Emerging markets implemented ambitious liberalization programs to attract capital.
Emerging market countries, for their part, had implemented ambitious schedules of financial liberalization as a means to attract and capture these vast global resources at substantially lower costs compared with the domestic costs of funds. Typical measures included interest rate deregulation, liberalization in entry conditions, and promotion of direct financing (i.e. securities financing as opposed to indirect financing through banks and finance companies)
Thai key measures included interest rate deregulation, tax reforms, exchange liberalization, and BIBF.
In Thailand, key measures that were implemented during this period were interest rate liberalization, phased-in exchange control deregulation. And the establishment of the Bangkok International Banking Facility (BIBF) in 1993 to prepare the domestic financial system for more competition in the intermediation of financing from abroad (See Box A)
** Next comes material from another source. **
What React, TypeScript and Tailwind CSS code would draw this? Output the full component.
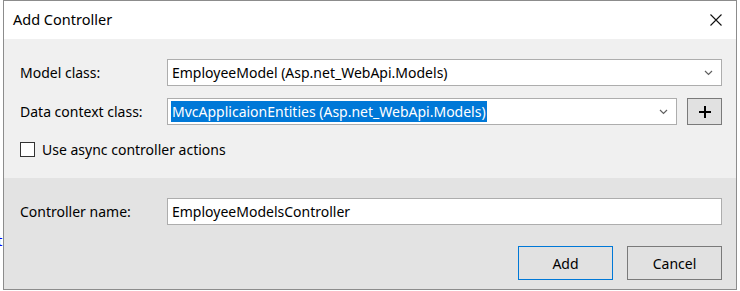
function Chevron() {
  return (
    <svg width="9" height="6" viewBox="0 0 9 6" className="shrink-0">
      <path d="M1 1 L4.5 4.5 L8 1" fill="none" stroke="#606060" strokeWidth="1.2" />
    </svg>
  );
}

export default function App() {
  return (
    <div
      className="relative w-[740px] h-[291px] bg-white overflow-hidden text-[14px] text-black"
      style={{ fontFamily: '"Noto Sans", "Open Sans", sans-serif' }}
    >
      {/* text behind the dialog */}
      <span className="absolute left-[-3px] top-[229px] text-[15px] text-[#0000ff]">t</span>

      <div className="relative ml-[3px] w-[734px] h-[290px] border border-[#8c8c8c] flex flex-col">
        {/* Title bar */}
        <div className="h-[38px] bg-white flex items-center justify-between pl-[9px] pr-[14px] shrink-0">
          <span className="text-[14.5px]">Add Controller</span>
          <svg width="12" height="12" viewBox="0 0 12 12">
            <path d="M0.5 0.5 L11.5 11.5 M11.5 0.5 L0.5 11.5" stroke="#111" strokeWidth="1.1" />
          </svg>
        </div>

        {/* Main section */}
        <div className="h-[139px] bg-[#f0f0f0] pt-[20px] pl-[16px] pr-[14px] flex flex-col shrink-0">
          <div className="flex items-center h-[27px]">
            <label className="w-[147px]">Model class:</label>
            <div className="flex-1 h-[27px] bg-white border border-[#adadad] flex items-center justify-between pl-[4px] pr-[8px]">
              <span>EmployeeModel (Asp.net_WebApi.Models)</span>
              <Chevron />
            </div>
          </div>

          <div className="flex items-center h-[27px] mt-[12px]">
            <label className="w-[147px]">Data context class:</label>
            <div className="w-[510px] h-[27px] bg-white border border-[#adadad] flex items-center justify-between pl-[3px] pr-[8px]">
              <span className="bg-[#0078d7] text-white px-[1px] leading-[21px]">
                MvcApplicaionEntities (Asp.net_WebApi.Models)
              </span>
              <Chevron />
            </div>
            <button className="ml-[10px] w-[35px] h-[27px] bg-[#e1e1e1] border border-[#7a7a7a] flex items-center justify-center">
              <svg width="14" height="14" viewBox="0 0 14 14">
                <path d="M7 1 V13 M1 7 H13" stroke="black" strokeWidth="2" />
              </svg>
            </button>
          </div>

          <div className="flex items-center mt-[14px] gap-[7px]">
            <div className="w-[15px] h-[15px] bg-white border border-[#333]" />
            <span>Use async controller actions</span>
          </div>
        </div>

        {/* Bottom section */}
        <div className="flex-1 bg-[#e3e3e3] pt-[20px] pl-[16px] pr-[14px] flex flex-col">
          <div className="flex items-center h-[27px]">
            <label className="w-[147px]">Controller name:</label>
            <div className="flex-1 h-[27px] bg-white border border-[#adadad] flex items-center pl-[4px]">
              <span>EmployeeModelsController</span>
            </div>
          </div>

          <div className="flex justify-end gap-[14px] mt-[21px]">
            <button className="w-[95px] h-[34px] bg-[#e1e1e1] border border-[#0078d7]">Add</button>
            <button className="w-[95px] h-[34px] bg-[#e1e1e1] border border-[#7a7a7a]">Cancel</button>
          </div>
        </div>
      </div>
    </div>
  );
}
With freer and cheaper means of funding from abroad, enhanced by various tax concessions, net capital inflows of non-bank accelerated from approximately 20 billion baht per month in 1991 to some 40 billion baht per month at the end of 1995. It was thus inevitable under such circumstances of rapid capital inflows, ample liquidity and insufficient profitable investment projects to support such a large influx of capital that much investment moved into the stock and property sectors (See Box B)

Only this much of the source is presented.